◆ Data excerpt
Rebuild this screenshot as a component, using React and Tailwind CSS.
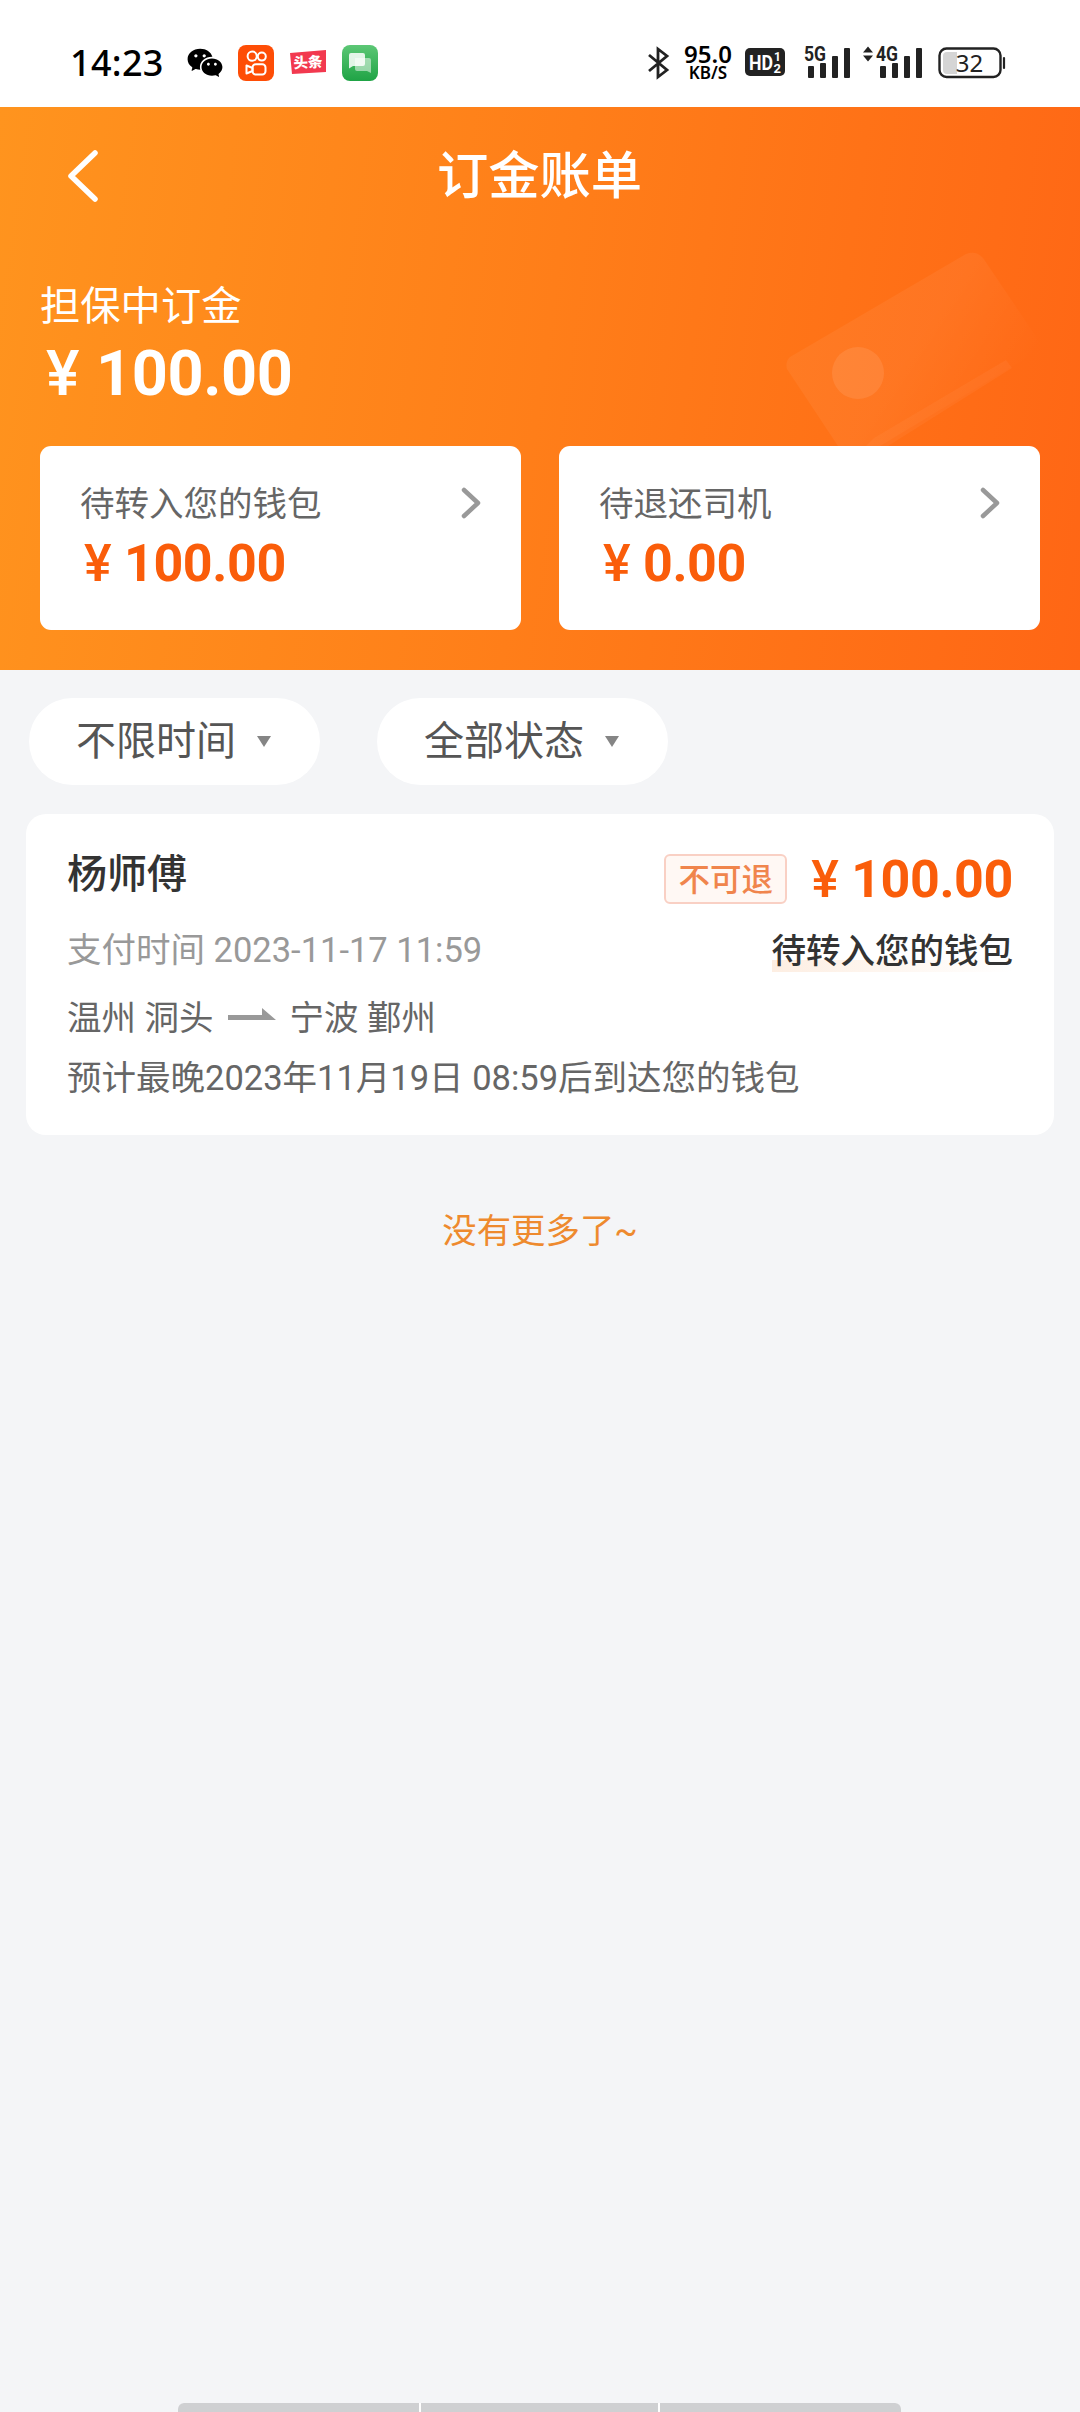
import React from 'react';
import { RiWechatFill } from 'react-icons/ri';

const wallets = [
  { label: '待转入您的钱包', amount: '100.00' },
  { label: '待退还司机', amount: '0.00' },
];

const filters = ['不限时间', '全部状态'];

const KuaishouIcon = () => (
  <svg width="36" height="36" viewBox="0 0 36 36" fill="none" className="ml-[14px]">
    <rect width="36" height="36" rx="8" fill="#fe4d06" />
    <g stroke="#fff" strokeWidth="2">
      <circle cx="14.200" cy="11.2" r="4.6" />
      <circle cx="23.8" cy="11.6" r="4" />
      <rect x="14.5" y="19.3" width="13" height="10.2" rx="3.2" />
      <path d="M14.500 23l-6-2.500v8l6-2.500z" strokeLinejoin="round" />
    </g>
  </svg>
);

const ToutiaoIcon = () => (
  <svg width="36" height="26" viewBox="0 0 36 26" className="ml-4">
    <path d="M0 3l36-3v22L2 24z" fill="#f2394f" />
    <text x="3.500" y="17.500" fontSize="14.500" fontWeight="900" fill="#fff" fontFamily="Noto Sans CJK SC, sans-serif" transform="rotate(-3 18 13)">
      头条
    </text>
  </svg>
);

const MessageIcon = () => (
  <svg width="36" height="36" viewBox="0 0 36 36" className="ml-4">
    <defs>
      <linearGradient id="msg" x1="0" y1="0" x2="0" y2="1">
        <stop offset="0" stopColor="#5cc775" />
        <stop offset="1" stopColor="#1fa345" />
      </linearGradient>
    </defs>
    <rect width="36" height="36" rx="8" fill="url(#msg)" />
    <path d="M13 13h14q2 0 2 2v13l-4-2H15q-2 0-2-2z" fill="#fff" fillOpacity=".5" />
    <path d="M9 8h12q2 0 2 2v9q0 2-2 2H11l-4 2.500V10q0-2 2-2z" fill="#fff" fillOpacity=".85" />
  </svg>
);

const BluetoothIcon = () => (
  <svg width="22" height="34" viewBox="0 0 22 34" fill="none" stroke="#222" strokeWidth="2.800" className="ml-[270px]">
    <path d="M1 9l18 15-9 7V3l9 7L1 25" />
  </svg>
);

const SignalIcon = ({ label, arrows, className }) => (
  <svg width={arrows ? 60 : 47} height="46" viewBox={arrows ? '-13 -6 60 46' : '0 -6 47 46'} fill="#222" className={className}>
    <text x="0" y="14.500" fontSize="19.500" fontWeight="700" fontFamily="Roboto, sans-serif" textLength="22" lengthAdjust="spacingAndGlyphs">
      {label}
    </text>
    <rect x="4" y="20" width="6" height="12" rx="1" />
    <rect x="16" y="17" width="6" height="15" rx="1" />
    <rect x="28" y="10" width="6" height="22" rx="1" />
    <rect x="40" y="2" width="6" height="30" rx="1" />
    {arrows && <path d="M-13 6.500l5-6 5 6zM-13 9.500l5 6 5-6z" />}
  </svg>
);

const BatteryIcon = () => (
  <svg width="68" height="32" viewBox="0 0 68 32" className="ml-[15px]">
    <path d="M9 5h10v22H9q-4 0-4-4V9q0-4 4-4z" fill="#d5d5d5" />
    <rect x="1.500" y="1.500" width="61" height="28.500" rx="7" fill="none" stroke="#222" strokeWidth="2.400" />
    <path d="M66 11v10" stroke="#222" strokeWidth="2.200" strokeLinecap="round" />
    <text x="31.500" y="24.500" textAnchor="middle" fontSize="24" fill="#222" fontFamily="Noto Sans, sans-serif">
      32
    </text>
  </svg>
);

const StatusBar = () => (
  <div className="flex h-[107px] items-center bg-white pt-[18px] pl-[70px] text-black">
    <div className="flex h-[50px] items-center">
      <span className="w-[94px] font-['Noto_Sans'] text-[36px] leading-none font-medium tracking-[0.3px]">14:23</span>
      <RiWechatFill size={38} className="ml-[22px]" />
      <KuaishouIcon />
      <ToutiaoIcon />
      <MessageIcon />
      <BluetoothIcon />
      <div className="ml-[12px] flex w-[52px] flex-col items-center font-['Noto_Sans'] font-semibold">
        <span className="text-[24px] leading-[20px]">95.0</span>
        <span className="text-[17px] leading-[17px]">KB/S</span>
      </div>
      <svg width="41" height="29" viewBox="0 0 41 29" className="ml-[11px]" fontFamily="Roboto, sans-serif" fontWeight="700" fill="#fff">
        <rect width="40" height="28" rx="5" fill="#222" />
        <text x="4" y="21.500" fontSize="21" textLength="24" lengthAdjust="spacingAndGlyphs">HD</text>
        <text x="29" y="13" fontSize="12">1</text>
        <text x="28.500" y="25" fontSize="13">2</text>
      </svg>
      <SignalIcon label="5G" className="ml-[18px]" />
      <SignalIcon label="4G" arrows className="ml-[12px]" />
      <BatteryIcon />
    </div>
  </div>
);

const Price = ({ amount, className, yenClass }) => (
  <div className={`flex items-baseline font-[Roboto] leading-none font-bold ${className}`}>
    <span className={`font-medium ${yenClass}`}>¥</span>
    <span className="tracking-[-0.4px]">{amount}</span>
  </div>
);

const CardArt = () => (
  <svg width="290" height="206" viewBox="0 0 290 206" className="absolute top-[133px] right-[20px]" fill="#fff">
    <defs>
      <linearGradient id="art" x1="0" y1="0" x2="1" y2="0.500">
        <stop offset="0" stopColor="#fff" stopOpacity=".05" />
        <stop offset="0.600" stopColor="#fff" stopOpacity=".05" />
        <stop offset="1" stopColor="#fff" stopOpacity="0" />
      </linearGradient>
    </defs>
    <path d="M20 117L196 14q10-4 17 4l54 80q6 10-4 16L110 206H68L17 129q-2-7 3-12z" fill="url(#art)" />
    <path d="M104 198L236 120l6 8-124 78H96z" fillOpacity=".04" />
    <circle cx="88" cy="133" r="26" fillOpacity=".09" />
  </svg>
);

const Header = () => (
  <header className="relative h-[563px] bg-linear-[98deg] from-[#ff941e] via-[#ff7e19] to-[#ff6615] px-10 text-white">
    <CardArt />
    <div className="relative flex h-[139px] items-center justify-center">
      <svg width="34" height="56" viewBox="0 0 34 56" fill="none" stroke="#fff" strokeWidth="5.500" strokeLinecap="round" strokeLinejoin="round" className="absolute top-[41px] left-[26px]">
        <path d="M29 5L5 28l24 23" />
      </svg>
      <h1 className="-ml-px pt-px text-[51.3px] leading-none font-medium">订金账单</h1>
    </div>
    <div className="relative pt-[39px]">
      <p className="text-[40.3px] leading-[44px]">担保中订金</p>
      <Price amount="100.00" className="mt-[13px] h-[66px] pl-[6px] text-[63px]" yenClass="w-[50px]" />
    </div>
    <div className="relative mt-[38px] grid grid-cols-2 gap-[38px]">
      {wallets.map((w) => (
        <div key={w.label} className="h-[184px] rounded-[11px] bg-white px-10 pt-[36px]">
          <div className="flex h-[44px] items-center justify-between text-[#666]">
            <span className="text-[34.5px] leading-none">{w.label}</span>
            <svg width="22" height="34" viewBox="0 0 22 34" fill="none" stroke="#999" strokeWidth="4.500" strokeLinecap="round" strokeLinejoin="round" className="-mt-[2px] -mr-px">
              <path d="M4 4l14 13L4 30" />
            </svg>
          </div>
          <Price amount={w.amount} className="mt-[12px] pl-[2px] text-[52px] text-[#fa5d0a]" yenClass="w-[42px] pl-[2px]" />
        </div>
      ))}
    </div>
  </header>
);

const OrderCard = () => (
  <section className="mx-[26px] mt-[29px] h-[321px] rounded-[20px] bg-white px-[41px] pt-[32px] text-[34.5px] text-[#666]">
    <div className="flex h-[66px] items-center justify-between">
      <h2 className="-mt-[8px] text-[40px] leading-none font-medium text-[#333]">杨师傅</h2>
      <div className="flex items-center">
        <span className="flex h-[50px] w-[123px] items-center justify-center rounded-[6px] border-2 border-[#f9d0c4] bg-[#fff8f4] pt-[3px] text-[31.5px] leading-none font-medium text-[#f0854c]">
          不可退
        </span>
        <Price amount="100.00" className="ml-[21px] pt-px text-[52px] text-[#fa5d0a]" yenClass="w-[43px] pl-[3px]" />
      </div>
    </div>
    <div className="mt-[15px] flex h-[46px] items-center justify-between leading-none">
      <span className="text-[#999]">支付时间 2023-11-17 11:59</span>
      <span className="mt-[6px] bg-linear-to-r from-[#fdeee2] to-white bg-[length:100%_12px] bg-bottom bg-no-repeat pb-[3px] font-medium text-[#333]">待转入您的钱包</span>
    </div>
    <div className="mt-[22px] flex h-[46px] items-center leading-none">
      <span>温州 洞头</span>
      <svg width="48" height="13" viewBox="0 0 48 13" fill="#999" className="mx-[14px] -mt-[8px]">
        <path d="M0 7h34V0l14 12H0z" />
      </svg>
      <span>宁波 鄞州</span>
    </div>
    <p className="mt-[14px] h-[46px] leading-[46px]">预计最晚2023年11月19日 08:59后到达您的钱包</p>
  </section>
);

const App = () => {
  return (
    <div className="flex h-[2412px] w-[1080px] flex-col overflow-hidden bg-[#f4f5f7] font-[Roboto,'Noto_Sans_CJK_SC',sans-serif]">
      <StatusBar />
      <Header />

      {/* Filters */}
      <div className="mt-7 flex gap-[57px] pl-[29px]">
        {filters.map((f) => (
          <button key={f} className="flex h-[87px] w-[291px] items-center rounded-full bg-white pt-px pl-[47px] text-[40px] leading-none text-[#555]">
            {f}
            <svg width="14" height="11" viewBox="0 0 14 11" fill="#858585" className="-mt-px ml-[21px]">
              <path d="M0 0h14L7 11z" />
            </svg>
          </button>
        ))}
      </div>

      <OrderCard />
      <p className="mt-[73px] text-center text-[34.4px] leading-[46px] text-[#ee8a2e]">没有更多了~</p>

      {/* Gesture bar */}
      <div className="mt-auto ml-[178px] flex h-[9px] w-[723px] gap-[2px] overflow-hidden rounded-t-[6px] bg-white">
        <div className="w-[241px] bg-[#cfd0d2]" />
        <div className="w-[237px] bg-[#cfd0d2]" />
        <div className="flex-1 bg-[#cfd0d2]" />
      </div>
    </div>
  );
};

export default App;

◆ Exercise requirements
Without the pictures, return the listing above from its first line through the line that has "const filters = ['不限时间', '全部状态'];".

◆ Correct result
Rebuild this screenshot as a component, using React and Tailwind CSS.
import React from 'react';
import { RiWechatFill } from 'react-icons/ri';

const wallets = [
  { label: '待转入您的钱包', amount: '100.00' },
  { label: '待退还司机', amount: '0.00' },
];

const filters = ['不限时间', '全部状态'];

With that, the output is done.